Kidman’s character is taken in by the town, posed as a test of morality and goodness in the town.  They know that she is wanted by gangsters and that they could cash in by turning her in.  Her moral test is to prove her worth, though she’s never worked a day in her life, offering assistance to the reluctant townspeople.  The test of the morals of the townspeople is that in accepting her in, they wind up abusing her, eventually using her for sex and chaining her to a bed.  The town fails their moral test, and they pay for it in blood.

The cast is quite stellar, including Lauren Bacall, James Caan, Chloë Sevigny, Stellan Skarsgård, Patricia Clarkson, Paul Bettany, and Ben Gazzara to name a few.   And the film is quite good.  As I noted before, if it had been shot with this cast in a more traditional setting, it would probably have had more commercial appeal.  It got solid reviews, and a friend of mine recommended strongly.

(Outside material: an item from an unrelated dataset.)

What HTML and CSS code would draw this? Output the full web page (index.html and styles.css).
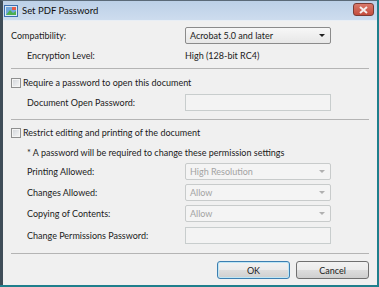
FILE: index.html
```html
<!DOCTYPE html>
<html lang="en">
<head>
    <meta charset="UTF-8">
    <title>Set PDF Password</title>
    <link rel="stylesheet" href="styles.css">
</head>
<body>
    <div class="window">
        <div class="titlebar">
            <svg class="app-icon" width="14" height="12" viewBox="0 0 14 12">
                <rect x="0.5" y="0.5" width="13" height="11" fill="#dbe9f7" stroke="#3b6fb0"/>
                <rect x="2" y="2" width="10" height="8" fill="#6fa6dc"/>
                <path d="M2 10 L6 5 L9 8 L12 6 L12 10 Z" fill="#4caf50"/>
                <rect x="8" y="2" width="4" height="3" fill="#e25b4a"/>
            </svg>
            <span class="title">Set PDF Password</span>
            <span class="close-btn">
                <svg width="9" height="8" viewBox="0 0 9 8">
                    <path d="M1 1 L8 7 M8 1 L1 7" stroke="#f4eeee" stroke-width="2"/>
                </svg>
            </span>
        </div>

        <div class="client">
            <div class="row first">
                <span class="lbl">Compatibility:</span>
                <div class="select">
                    <span>Acrobat 5.0 and later</span>
                    <i class="arrow"></i>
                </div>
            </div>
            <div class="row gap3">
                <span class="lbl indent">Encryption Level:</span>
                <span class="value">High (128-bit RC4)</span>
            </div>

            <div class="sep sep-a"></div>

            <div class="row check-row gap5">
                <span class="checkbox"></span>
                <span>Require a password to open this document</span>
            </div>
            <div class="row gap3">
                <span class="lbl indent">Document Open Password:</span>
                <div class="input"></div>
            </div>

            <div class="sep sep-b"></div>

            <div class="row check-row gap4">
                <span class="checkbox"></span>
                <span>Restrict editing and printing of the document</span>
            </div>
            <div class="row note gap3">
                <span class="lbl indent">* A password will be required to change these permission settings</span>
            </div>
            <div class="row gap2">
                <span class="lbl indent">Printing Allowed:</span>
                <div class="select disabled">
                    <span>High Resolution</span>
                    <i class="arrow"></i>
                </div>
            </div>
            <div class="row gap4">
                <span class="lbl indent">Changes Allowed:</span>
                <div class="select disabled">
                    <span>Allow</span>
                    <i class="arrow"></i>
                </div>
            </div>
            <div class="row gap4">
                <span class="lbl indent">Copying of Contents:</span>
                <div class="select disabled">
                    <span>Allow</span>
                    <i class="arrow"></i>
                </div>
            </div>
            <div class="row gap5">
                <span class="lbl indent">Change Permissions Password:</span>
                <div class="input"></div>
            </div>

            <div class="sep sep-c"></div>

            <div class="buttons">
                <button class="btn default">OK</button>
                <button class="btn">Cancel</button>
            </div>
        </div>
    </div>
</body>
</html>
```

FILE: styles.css
```css
* {
    margin: 0;
    padding: 0;
    box-sizing: border-box;
}

body {
    width: 379px;
    height: 287px;
    overflow: hidden;
    background: #1f7f8c;
    font-family: Lato, "Liberation Sans", sans-serif;
    font-size: 9px;
    color: #1b1b1b;
}

.window {
    width: 377px;
    height: 285px;
    background: #f0f0f0;
    border-left: 3px solid #3f4d58;
    border-top: 1px solid #5b6a78;
}

.titlebar {
    height: 20px;
    display: flex;
    align-items: center;
    padding-left: 1px;
    background: linear-gradient(#bcd0e7, #cddcee);
    border-bottom: 1px solid #e8eef5;
}

.app-icon {
    margin-right: 4px;
}

.title {
    font-size: 9.5px;
    color: #101010;
    flex: 1;
}

.close-btn {
    width: 21px;
    height: 13px;
    margin-right: 3px;
    margin-top: -2px;
    display: flex;
    align-items: center;
    justify-content: center;
    background: linear-gradient(#d9796b, #c44c3c);
    border: 1px solid #7a3b34;
    border-radius: 3px;
}

.client {
    padding: 6px 5px 0 8px;
}

.row {
    height: 17px;
    display: grid;
    grid-template-columns: 174px 146px;
    align-items: center;
}

.first { margin-top: 0; }
.gap2 { margin-top: 2px; }
.gap3 { margin-top: 3px; }
.gap4 { margin-top: 4px; }
.gap5 { margin-top: 5px; }

.lbl.indent {
    padding-left: 16px;
}

.note .lbl {
    grid-column: 1 / 3;
    white-space: nowrap;
}

.check-row {
    display: flex;
    gap: 2px;
}

.checkbox {
    width: 10px;
    height: 10px;
    border: 1px solid #8e8f8f;
    background: linear-gradient(135deg, #d0d4d9, #f7f7f7);
    box-shadow: inset 0 0 0 1px #f4f4f4;
}

.select {
    height: 17px;
    display: flex;
    align-items: center;
    justify-content: space-between;
    padding: 0 5px 0 4px;
    border: 1px solid #8b8b8b;
    border-radius: 2px;
    background: linear-gradient(#f7f7f7, #e7e7e7);
}

.arrow {
    width: 0;
    height: 0;
    border-left: 3px solid transparent;
    border-right: 3px solid transparent;
    border-top: 3px solid #202020;
}

.select.disabled {
    color: #a3a3a3;
    border-color: #c8cbcb;
    background: #f4f4f4;
}

.select.disabled .arrow {
    border-top-color: #b0b0b0;
}

.input {
    height: 17px;
    border: 1px solid #c8cdcd;
    background: #f3f3f3;
}

.sep {
    height: 1px;
    background: #b4b4b4;
    margin-right: 3px;
}

.sep-a { margin-top: 4px; }
.sep-b { margin-top: 8px; }
.sep-c { margin-top: 9px; }

.buttons {
    display: flex;
    justify-content: flex-end;
    gap: 6px;
    margin-top: 7px;
    margin-right: 3px;
}

.btn {
    width: 73px;
    height: 18px;
    font-family: inherit;
    font-size: 9px;
    color: #1b1b1b;
    border: 1px solid #707070;
    border-radius: 3px;
    background: linear-gradient(#f2f2f2 0%, #ebebeb 50%, #dddddd 51%, #cfcfcf 100%);
}

.btn.default {
    border-color: #3c7fb1;
    box-shadow: inset 0 0 0 1px #bfe6f5;
}
```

The anti-American aspect comes in most pointedly at the end, when David Bowie’s “Young Americans” blasts from the soundtrack, accompanied by a series of black-and-while images of poverty in America.  This sudden juxtaposition of images of reality, played against a yearning song about Americans is jarring.  What exactly does von Trier mean by this?  His story, which has a figurative nature, played out in a highly artificial landscape, seems cohesive at least in its idea, but then these images of poverty which are drawn from reality, it’s a very clear juncture, but at what end?

I mean, I get it, that there is and has long been great poverty in the United States despite having so much wealth in the country as a whole.  I get it that in this story about the crass immorality of this small town of pretended niceness and “aw gosh” charms is critical.  But anyways, the two things didn’t match up for me.  And having not seen Manderlay, or the unfinished final film, I’d just be guessing anyways.

It’s an interesting film, Dogville, among Quentin Tarantino’s top 20 films of the past 20 years.  But it wasn’t a “wow” for me.  For my money, Antichrist (2009), while quite coarse and trying, was a more successful Lars von Trier than Dogville, but who knows?